Projections indicate a potential surge of up to 130% in these emissions by 2050 compared to 2008 levels, posing a threat to the objectives of the Paris Agreement—a global initiative aiming to prevent dangerous climate change by limiting global warming to well below 2°C and striving for 1.5°C.

At the EU level, maritime transport contributed 3 to 4% of the EU’s total CO2 emissions in 2021, amounting to over 124 million tonnes of CO2. Recognizing the need for significant reductions in greenhouse gas emissions from international shipping, the International Maritime Organisation (IMO) took a noteworthy step in July 2023 by committing to new targets for GHG emissions reductions. They also pledged to develop and adopt a set of measures in 2025 to achieve these reduction targets.

To ensure that maritime transport aligns with Europe’s goal of climate neutrality by 2050, the EU has implemented crucial measures. Beginning in January 2024, the EU’s Emissions Trading System (EU ETS) will extend its coverage to include CO2 emissions from all large ships (5,000 gross tonnage and above) entering EU ports, irrespective of the country they belong to.

Getting ahead of Carbon Regulators

Listening to the concerns of consumers regarding emissions reduction is key considering the growing global emphasis on sustainability. A staggering 64% of consumers worldwide express significant worry about sustainability, and this sentiment is on the rise, particularly in response to increasingly frequent extreme weather events. When organizations proactively adopt sustainable practices and set decarbonization goals, businesses can align themselves with consumer values, enhance brand reputation, and build brand loyalty in a market increasingly prioritizing eco-friendly choices.
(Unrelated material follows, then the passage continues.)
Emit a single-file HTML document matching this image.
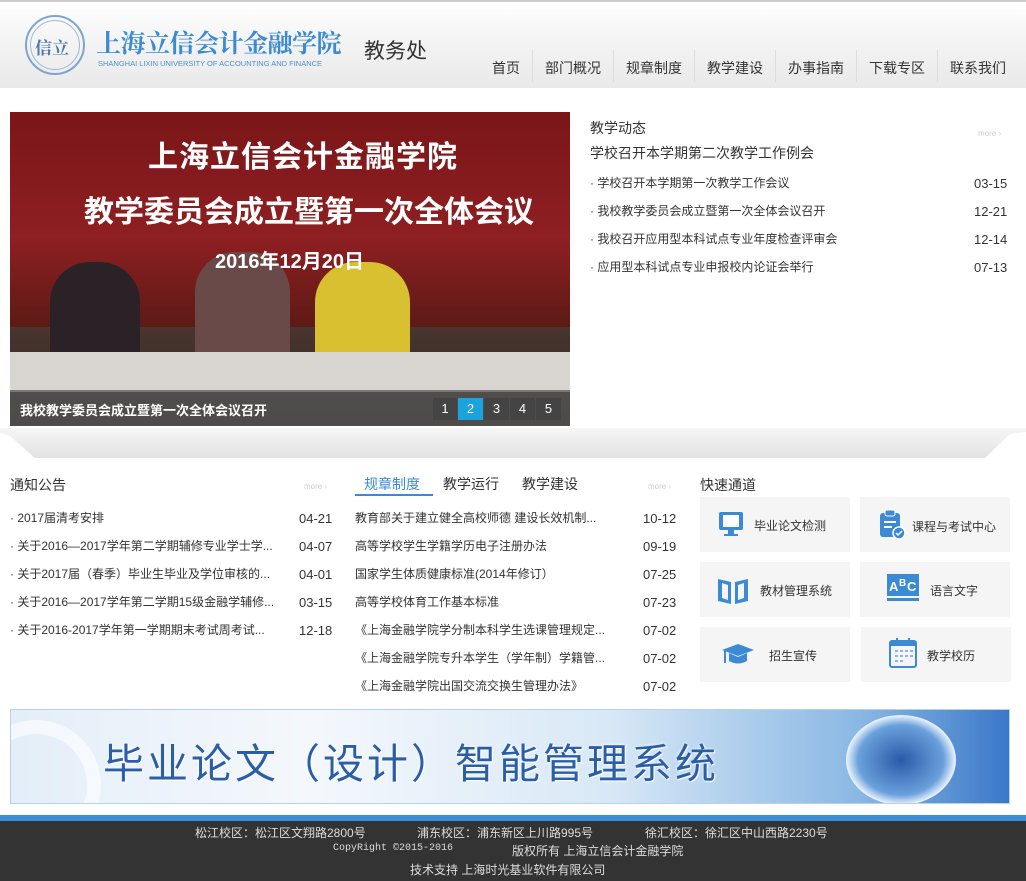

Getting ahead of regulators is a savvy move for companies. Government policies are increasingly shaping consumer behavior, and businesses that anticipate and actively contribute to regulatory changes can position themselves as industry leaders. As global warming prompts bolder government interventions, companies with foresight will not only comply with regulations but also shape them, staying ahead of the curve and gaining a competitive edge in the market.